Incidentally, Ehrenreich is a very credible Han Solo without resorting to a plastic Harrison Ford impression. But like Ford’s version, the familiar Han Solo brash bravado and smart ass demeanor are clearly there. 
Nearly as anticipated as seeing a young Han is seeing a younger (not young, by any means) Chewbacca, the Wookie (Joonas Suotamo). We get the scoop on how the two met and became fast compatriots. Without divulging too much, let us say that they first cross paths in a sequence hearkening to the Luke Skywalker battle versus the underground cave creature in Return of the Jedi. By this point in the 135 minute film, we have also learned of the origin of Han’s last name. (Silly me, all the time I thought Solo was his family name.) 
Sandwiched between the action set pieces (a frantic land speeder chase; outmaneuvering a giant worm monster; and a dizzying monorail train battle among them), we witness Han Solo in love and lust with the stunning Qi’ra, well played by Emilia Clarke. Of course, this was pre-Princess Leia. 
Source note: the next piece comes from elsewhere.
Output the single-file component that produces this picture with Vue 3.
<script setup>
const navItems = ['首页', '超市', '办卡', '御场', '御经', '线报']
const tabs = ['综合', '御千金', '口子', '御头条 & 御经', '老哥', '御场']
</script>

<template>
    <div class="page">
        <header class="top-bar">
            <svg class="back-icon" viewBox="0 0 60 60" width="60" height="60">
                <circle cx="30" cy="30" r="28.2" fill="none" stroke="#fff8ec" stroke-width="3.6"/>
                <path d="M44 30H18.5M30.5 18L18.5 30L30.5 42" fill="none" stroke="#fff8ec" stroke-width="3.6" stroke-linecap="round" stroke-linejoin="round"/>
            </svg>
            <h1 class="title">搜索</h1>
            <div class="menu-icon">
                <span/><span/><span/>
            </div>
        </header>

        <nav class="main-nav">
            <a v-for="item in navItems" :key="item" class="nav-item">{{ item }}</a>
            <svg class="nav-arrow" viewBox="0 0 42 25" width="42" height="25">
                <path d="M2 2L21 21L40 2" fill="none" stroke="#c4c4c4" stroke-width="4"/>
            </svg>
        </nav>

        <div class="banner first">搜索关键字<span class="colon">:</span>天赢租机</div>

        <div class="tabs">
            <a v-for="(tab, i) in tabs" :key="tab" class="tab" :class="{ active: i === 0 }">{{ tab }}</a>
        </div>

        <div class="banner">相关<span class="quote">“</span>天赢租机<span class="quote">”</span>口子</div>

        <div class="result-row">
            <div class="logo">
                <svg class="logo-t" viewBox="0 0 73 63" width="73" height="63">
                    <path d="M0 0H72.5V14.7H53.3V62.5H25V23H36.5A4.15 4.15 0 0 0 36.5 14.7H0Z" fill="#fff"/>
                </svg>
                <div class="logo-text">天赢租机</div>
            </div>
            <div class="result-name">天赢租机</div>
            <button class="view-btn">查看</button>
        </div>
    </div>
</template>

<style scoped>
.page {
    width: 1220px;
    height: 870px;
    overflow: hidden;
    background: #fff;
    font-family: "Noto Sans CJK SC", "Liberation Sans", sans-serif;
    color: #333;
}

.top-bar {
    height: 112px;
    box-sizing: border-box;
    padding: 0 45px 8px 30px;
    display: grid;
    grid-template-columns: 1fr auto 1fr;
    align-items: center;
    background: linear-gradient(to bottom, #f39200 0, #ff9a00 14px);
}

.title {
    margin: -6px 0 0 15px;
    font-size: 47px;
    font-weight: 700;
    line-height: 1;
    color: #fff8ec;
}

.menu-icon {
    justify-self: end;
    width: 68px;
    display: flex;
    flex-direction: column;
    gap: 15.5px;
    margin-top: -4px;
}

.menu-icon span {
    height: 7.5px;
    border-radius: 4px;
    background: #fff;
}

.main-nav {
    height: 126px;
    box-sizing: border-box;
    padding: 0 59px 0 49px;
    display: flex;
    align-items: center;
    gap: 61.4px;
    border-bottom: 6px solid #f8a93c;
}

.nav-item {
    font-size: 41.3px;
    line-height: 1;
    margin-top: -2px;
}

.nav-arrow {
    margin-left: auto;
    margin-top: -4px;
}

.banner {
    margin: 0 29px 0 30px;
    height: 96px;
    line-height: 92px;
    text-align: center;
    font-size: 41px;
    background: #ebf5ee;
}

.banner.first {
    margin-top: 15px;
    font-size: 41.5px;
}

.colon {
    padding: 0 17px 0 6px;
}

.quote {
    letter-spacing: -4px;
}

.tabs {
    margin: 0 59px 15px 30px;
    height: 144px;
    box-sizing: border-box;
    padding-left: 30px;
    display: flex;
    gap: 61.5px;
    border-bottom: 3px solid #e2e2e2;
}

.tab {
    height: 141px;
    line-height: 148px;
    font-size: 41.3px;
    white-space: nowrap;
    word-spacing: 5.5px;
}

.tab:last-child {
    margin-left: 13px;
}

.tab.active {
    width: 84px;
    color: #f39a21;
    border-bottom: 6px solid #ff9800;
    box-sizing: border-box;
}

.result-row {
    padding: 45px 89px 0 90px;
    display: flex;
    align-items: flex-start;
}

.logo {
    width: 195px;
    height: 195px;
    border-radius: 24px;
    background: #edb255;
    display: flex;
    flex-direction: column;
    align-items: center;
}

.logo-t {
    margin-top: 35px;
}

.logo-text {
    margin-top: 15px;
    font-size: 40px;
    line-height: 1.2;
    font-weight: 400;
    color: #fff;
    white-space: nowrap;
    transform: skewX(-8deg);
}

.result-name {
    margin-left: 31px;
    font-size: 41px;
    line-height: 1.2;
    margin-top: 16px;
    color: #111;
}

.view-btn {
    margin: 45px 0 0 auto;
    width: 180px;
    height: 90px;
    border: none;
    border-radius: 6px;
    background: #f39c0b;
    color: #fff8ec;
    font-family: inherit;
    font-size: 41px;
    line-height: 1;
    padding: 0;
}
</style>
Major screen time is given to Woody Harrelson’s Tobias Beckett, who is not only Han’s mentor but a criminal with multiple allegiances. Also dubious is Donald Glover’s Lando Calrissian, the smuggler and con man originally played by Billy Dee Williams. 
Solo is filled with a roster of characters, some newly introduced (Dryden Vos, Val Beckett, Lady Proxima) as well as some surprising oldies. (One of the latter drew shrieks of awe at the screening.) 
The primary plot point centers of Han and his compatriots aboard the Millennium Falcon as they execute the Kessel Run, a smuggling route in the Galactic Empire. This is Han’s bragging right he speaks of in A New Hope: “I made the Kessel Run in less than 12 parsecs.” 
Solo’s drawback centers on dimly lit, talky sequences that slow the pace down to a near stop. Then again, the many action portions are spectacular and nail gnawing. On balance, however, Solo: A Star Wars Story is pretty grand sci-fi adventure. 
The studio labels it a “space Western film,” which makes more than horse sense.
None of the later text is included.